Kabul, Nov 4 : The recent terrorist attacks reportedly conducted by the affiliates of Islamic State (IS) in Afghanistan have spread fear among Afghans who believed that peace had returned following a change of regime in the war-torn country.
“I was very happy after Taliban’s August takeover as I had believed that suicide attacks and bomb blasts would not occur anymore. But my hopes and wishes for peace shattered as we had witnessed a series of bomb blasts, killings and disappearances in recent weeks,” Kabul resident Sayyed Hashmat told Xinhua.
Earlier on Wednesday, the IS terrorist group has claimed responsibility for a deadly attack on the country’s largest military hospital in the capital of Kabul, according to a statement from the group cited in multiple reports.
The attack took place on Tuesday when five IS members armed with guns and suicide bomb jackets stormed the 400-bed Sardar Mohammad Daud Khan Hospital in a diplomatic district, killing seven people, including three women, a child and three Taliban members, Taliban Spokesman Zabihullah Mujahid confirmed on social media.
At least two attackers detonated their suicide jackets at the gate and in the premise of the hospital, Xinhua news agency reported.
Those among the killed was Maulvi Hamdullah, a key Taliban member who led the counter-attack, according to multiple sources.
Hamdullah was the first Taliban high-ranking figure to enter the Afghan Presidential palace after the Taliban’s takeover on August 15 when former administration officials left the country.
At least 20 people were wounded in the blast and gunfight, according to an Italian-run emergency hospital in Kabul.
“Now we are in fears of Daesh or IS militants’ terrorist attacks. Everywhere, every location and every place could be the target of the IS bombings as we witness they attacked airport and mosques as well as Taliban vehicles in big cities in recent weeks,” said resident Hashmat, who runs a small business in Kabul.
“After the change of regime, the business and economy is collapsing,” he added.
The IS group has claimed responsibility for several deadly attacks across the country since mid-August.
On August 26, the group claimed a deadly suicide attack at a gate of Kabul International Airport that killed at about 180 people, including 13 US soldiers, and wounded over 200 others when a US-led evacuation operation was ongoing.

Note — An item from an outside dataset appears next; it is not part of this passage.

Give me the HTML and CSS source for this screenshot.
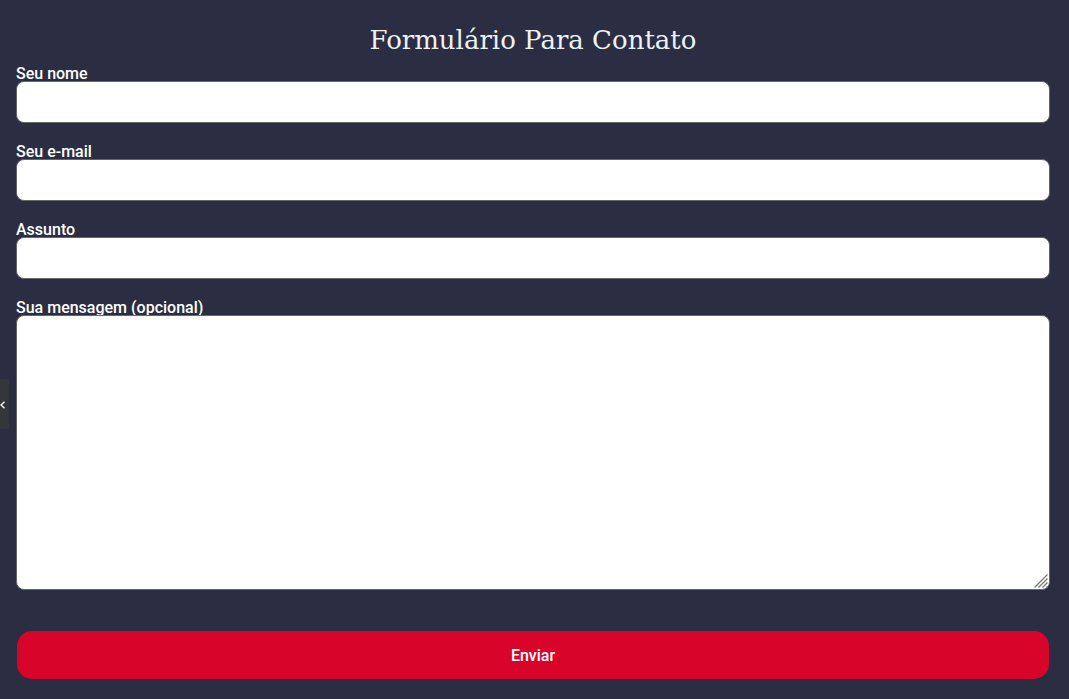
FILE: index.html
```html
<!DOCTYPE html>
<html lang="pt-BR">
<head>
<meta charset="utf-8">
<meta name="viewport" content="width=device-width, initial-scale=1">
<title>Formulário Para Contato</title>
<link rel="stylesheet" href="styles.css">
</head>
<body>
<main class="contact">
  <h1 class="contact-title">Formulário Para Contato</h1>
  <form class="contact-form">
    <div class="field">
      <label class="field-label" for="nome">Seu nome</label>
      <input class="field-control" id="nome" type="text">
    </div>
    <div class="field">
      <label class="field-label" for="email">Seu e-mail</label>
      <input class="field-control" id="email" type="email">
    </div>
    <div class="field">
      <label class="field-label" for="assunto">Assunto</label>
      <input class="field-control" id="assunto" type="text">
    </div>
    <div class="field">
      <label class="field-label" for="mensagem">Sua mensagem (opcional)</label>
      <textarea class="field-control field-message" id="mensagem" rows="10"></textarea>
      <svg class="field-grip" viewBox="0 0 15 15" aria-hidden="true"><path d="M.5 13.5l13-13M4.5 13.5l9-9M8.5 13.5l5-5M12.5 13.5l1-1" fill="none" stroke="#77777c" stroke-width="1.3"/></svg>
    </div>
    <button class="submit" type="submit">Enviar</button>
  </form>
</main>
<button class="side-toggle" type="button" aria-label="Abrir painel">
  <svg class="side-icon" viewBox="0 0 6 8" aria-hidden="true"><path d="M4.5.8 1 4l3.5 3.2" fill="none" stroke="currentColor" stroke-width="1.3"/></svg>
</button>
</body>
</html>
```
FILE: styles.css
```css
* {
  box-sizing: border-box;
}

body {
  margin: 0;
  background: #2b2d42;
  color: #fff;
  font-family: Roboto, "Liberation Sans", sans-serif;
  font-size: 16px;
  line-height: 18px;
}

.contact {
  padding: 24px 19px 20px 16px;
}

.contact-title {
  margin: 0 0 9px;
  color: #edf2f4;
  font-family: "Roboto Slab", "DejaVu Serif", serif;
  font-size: 26px;
  font-weight: 400;
  line-height: 32px;
  text-align: center;
}

.contact-form {
  display: flex;
  flex-direction: column;
  gap: 20px;
}

.field {
  position: relative;
  display: flex;
  flex-direction: column;
}

.field-label {
  height: 16px;
  font-weight: 500;
}

.field-control {
  width: 100%;
  height: 42px;
  padding: 8px 16px;
  border: 1px solid #666;
  border-radius: 8px;
  background: #fff;
  color: #333;
  font: inherit;
}

.field-message {
  height: 275px;
  resize: vertical;
}

.field-message::-webkit-resizer {
  background: transparent;
}

.field-grip {
  position: absolute;
  right: 1px;
  bottom: 1px;
  width: 15px;
  height: 15px;
  pointer-events: none;
}

.submit {
  height: 48px;
  margin: 21px 1px 0;
  padding: 2px 16px 0;
  border: 0;
  border-radius: 15px;
  background: #d90429;
  color: #fff;
  font: inherit;
  font-weight: 500;
}

.side-toggle {
  position: fixed;
  top: 379px;
  left: 0;
  display: flex;
  align-items: center;
  width: 9px;
  height: 50px;
  padding: 2px 0 0;
  border: 0;
  background: #343739;
  color: #fff;
}

.side-icon {
  width: 6px;
  height: 8px;
}
```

The group also staged three suicide bombings against mosques in Kabul, northern Kunduz and southern Kandahar provinces, killing more than 100 people and injuring nearly 250 others, besides bomb blasts against Taliban vehicles in Kabul, Jalalabad city and eastern Kunar province.
Also on Tuesday, Hijratullah Khogianiwal, a civil society Activist, and his brother were killed after gunmen riding a vehicle fired on them in Jalalabad, according to local media reports.
Local residents found two bodies after they were executed and hanged in trees in Nangarhar’s Chaparhar district early Tuesday morning. No details about the killings were available.
Meanwhile, another Kabul resident and a government employee, Naqibullah Haidari, told Xinhua that “the IS militants were not only attacking innocent people nowadays but they have also killed scores of people during the past government.”
“I don’t know what is happening in my country. We are fed up with the persistent killings and explosions. All groups claim they are doing well and working for Islam. But they are killing mostly innocents,” daily wager Baktash said.
“Attacking civilians, worshippers in mosques, and public facilities like hospitals is immoral and has no justification,” he added.
Local media reported that members of previous administration’s security forces had joined the IS outfit, while the Taliban Spokesman has rejected such reports as baseless.
Mujahid said Taliban security forces were capable enough of smashing any terrorist group and will not allow any Afghan soil to be used against any country.
Senior Taliban officials, Afghan politicians and the UN mission in Afghanistan strongly condemned the Tuesday’s attack.